Exercise description:
Read the listing below and copy out every line that holds "this".

[Data records]
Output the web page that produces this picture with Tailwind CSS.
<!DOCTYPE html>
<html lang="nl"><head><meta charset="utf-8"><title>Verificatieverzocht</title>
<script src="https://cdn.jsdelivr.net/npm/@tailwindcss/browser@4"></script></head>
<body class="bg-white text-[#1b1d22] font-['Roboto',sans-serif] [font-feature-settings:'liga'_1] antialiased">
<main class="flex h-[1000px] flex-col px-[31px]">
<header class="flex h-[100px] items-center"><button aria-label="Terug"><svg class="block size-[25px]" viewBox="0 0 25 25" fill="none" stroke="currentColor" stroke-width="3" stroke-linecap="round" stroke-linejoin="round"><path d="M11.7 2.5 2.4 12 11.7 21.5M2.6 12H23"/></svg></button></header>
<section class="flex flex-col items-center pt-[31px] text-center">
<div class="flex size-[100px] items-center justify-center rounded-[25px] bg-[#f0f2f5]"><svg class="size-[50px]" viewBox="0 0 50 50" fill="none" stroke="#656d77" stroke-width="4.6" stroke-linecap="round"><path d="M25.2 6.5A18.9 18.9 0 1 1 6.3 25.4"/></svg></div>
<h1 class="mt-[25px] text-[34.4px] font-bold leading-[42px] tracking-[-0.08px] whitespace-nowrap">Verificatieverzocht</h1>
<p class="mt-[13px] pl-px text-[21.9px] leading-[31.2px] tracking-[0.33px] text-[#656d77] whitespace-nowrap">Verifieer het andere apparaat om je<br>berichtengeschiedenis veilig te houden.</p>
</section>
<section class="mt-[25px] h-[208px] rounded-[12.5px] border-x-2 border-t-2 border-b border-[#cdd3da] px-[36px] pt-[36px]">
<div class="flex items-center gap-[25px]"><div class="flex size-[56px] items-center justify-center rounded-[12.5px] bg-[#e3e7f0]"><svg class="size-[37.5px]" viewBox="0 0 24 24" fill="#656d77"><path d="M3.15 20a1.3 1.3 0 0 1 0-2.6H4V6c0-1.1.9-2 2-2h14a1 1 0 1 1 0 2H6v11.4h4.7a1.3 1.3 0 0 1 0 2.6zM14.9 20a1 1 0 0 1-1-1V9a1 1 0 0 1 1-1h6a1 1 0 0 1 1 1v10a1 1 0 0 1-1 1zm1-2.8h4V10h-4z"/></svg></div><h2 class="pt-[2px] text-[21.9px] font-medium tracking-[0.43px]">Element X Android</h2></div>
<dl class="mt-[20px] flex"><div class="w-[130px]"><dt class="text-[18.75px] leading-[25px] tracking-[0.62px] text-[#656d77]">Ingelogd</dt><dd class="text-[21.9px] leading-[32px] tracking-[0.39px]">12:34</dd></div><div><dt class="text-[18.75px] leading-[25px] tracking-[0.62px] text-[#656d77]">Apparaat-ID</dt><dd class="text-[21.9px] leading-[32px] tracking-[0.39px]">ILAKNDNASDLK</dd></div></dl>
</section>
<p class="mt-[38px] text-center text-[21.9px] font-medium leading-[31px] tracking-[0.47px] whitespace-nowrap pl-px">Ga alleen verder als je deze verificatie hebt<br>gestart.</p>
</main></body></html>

...

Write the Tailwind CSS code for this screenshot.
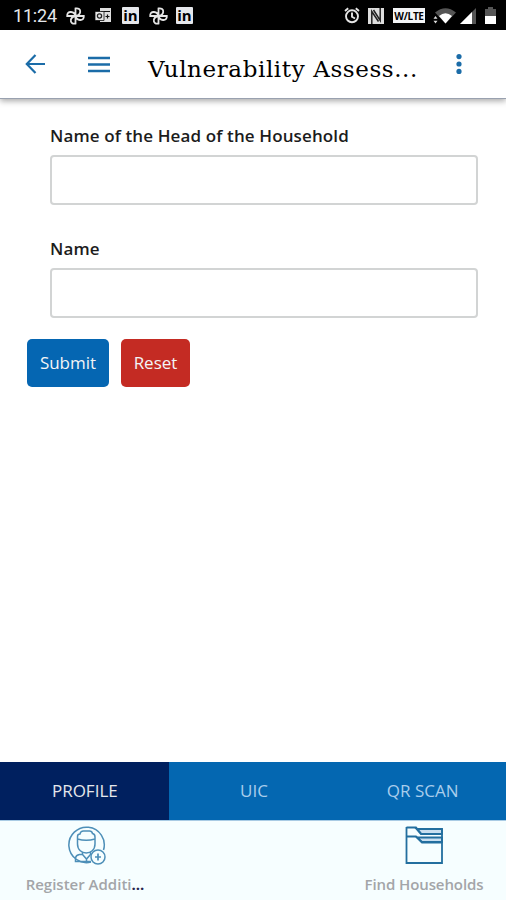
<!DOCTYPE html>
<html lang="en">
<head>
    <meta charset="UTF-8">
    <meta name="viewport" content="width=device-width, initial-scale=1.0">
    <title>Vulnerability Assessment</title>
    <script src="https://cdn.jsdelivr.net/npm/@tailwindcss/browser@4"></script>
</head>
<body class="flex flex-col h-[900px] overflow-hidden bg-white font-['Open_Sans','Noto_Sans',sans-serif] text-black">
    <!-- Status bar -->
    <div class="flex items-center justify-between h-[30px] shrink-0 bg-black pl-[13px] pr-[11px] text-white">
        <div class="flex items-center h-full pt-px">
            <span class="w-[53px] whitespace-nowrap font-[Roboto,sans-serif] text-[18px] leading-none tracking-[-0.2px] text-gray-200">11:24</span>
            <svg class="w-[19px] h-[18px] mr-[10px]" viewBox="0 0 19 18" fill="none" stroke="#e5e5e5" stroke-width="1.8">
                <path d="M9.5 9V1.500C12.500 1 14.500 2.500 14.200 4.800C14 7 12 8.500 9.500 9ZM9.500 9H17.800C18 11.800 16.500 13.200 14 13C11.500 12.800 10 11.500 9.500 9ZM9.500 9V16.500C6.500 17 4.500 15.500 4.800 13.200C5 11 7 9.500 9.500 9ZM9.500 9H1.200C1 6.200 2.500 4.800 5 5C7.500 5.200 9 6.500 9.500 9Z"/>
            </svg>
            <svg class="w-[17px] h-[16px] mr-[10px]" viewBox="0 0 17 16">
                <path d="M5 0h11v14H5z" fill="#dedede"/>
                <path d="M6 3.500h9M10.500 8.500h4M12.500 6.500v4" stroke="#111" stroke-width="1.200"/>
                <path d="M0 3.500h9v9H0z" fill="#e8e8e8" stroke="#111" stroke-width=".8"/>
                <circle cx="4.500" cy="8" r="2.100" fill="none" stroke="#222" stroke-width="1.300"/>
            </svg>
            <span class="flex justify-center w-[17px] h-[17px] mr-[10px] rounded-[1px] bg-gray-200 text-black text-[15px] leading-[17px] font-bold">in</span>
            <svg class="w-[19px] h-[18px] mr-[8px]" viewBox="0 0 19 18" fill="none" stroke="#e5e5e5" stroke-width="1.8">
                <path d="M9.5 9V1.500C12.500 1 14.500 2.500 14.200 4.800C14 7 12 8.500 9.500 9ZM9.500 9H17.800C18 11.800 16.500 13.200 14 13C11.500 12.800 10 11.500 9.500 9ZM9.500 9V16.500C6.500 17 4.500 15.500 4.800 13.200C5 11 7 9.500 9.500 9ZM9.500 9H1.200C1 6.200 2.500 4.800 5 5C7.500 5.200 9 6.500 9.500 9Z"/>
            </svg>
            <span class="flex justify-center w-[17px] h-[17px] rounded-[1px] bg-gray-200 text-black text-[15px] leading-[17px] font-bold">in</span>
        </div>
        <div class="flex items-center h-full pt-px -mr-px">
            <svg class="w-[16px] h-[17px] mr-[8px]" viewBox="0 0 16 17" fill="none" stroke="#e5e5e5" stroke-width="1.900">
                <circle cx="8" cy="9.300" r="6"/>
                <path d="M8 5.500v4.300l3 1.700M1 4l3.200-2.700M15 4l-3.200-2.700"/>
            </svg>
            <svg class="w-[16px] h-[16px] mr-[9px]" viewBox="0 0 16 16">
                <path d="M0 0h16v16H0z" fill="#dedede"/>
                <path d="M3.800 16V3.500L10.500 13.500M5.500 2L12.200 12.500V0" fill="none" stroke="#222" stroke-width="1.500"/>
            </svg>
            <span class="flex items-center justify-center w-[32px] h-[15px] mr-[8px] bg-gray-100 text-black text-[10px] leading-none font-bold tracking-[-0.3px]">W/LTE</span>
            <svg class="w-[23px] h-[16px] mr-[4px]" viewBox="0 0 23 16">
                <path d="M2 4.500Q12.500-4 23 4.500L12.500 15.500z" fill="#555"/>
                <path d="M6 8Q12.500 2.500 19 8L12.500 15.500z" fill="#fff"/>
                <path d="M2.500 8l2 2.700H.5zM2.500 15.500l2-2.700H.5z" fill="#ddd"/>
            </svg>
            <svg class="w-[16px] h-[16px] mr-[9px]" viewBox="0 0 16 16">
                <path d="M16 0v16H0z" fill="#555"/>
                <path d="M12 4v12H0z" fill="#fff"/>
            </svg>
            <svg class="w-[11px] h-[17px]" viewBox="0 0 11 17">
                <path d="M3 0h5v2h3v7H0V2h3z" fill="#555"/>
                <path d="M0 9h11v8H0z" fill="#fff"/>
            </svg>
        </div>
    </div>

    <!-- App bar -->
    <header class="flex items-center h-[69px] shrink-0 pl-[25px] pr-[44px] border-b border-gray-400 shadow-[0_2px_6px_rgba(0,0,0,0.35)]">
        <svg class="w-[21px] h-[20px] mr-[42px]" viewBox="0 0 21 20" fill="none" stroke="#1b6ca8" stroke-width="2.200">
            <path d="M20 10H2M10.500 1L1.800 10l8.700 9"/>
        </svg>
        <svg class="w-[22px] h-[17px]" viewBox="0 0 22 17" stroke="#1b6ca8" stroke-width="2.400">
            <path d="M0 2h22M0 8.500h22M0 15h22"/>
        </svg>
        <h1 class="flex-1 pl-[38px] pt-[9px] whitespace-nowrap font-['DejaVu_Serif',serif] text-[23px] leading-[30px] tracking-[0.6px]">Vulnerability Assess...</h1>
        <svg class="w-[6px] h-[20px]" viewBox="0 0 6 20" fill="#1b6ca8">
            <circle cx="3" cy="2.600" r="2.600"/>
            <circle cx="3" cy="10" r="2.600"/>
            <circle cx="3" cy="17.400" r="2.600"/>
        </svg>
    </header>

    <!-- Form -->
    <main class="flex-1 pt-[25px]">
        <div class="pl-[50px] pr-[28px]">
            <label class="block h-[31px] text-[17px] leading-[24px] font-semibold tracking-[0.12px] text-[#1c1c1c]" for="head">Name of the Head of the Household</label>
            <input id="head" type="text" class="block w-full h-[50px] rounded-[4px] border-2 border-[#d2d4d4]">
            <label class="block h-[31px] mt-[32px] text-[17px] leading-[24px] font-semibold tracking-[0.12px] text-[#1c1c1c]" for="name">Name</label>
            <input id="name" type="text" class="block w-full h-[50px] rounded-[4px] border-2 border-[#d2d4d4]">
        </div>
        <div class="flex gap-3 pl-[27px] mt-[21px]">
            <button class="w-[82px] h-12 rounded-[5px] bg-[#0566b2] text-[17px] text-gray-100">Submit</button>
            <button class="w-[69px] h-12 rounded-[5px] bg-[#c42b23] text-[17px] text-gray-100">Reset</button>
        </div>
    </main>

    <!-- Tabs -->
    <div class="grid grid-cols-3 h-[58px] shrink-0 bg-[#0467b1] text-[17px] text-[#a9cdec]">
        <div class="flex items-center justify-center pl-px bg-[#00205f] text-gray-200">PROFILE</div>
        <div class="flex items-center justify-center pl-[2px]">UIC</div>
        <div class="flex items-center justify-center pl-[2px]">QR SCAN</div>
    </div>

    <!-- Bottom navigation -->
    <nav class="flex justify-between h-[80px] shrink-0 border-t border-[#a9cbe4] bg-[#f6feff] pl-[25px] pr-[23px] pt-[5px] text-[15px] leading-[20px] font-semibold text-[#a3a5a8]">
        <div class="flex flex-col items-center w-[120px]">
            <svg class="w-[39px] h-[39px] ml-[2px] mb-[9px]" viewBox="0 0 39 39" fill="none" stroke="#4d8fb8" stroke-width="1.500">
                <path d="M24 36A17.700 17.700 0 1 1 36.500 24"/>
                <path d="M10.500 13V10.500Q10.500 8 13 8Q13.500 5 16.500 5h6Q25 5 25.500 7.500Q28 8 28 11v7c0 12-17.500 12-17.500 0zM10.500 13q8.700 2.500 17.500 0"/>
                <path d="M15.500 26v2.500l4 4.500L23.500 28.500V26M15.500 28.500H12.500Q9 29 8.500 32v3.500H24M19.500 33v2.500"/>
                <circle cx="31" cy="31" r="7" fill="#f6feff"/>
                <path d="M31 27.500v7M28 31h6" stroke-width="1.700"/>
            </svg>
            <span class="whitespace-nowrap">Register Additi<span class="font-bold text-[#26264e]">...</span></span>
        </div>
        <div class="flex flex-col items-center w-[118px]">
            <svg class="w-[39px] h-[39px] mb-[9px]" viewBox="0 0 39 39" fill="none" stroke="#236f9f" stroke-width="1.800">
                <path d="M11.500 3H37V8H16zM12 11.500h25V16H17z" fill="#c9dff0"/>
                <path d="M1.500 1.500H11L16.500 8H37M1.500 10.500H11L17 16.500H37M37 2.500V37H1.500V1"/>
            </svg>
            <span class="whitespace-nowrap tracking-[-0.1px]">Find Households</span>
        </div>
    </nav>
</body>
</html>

Task answer:
Output the web page that produces this picture with Tailwind CSS.
Write the Tailwind CSS code for this screenshot.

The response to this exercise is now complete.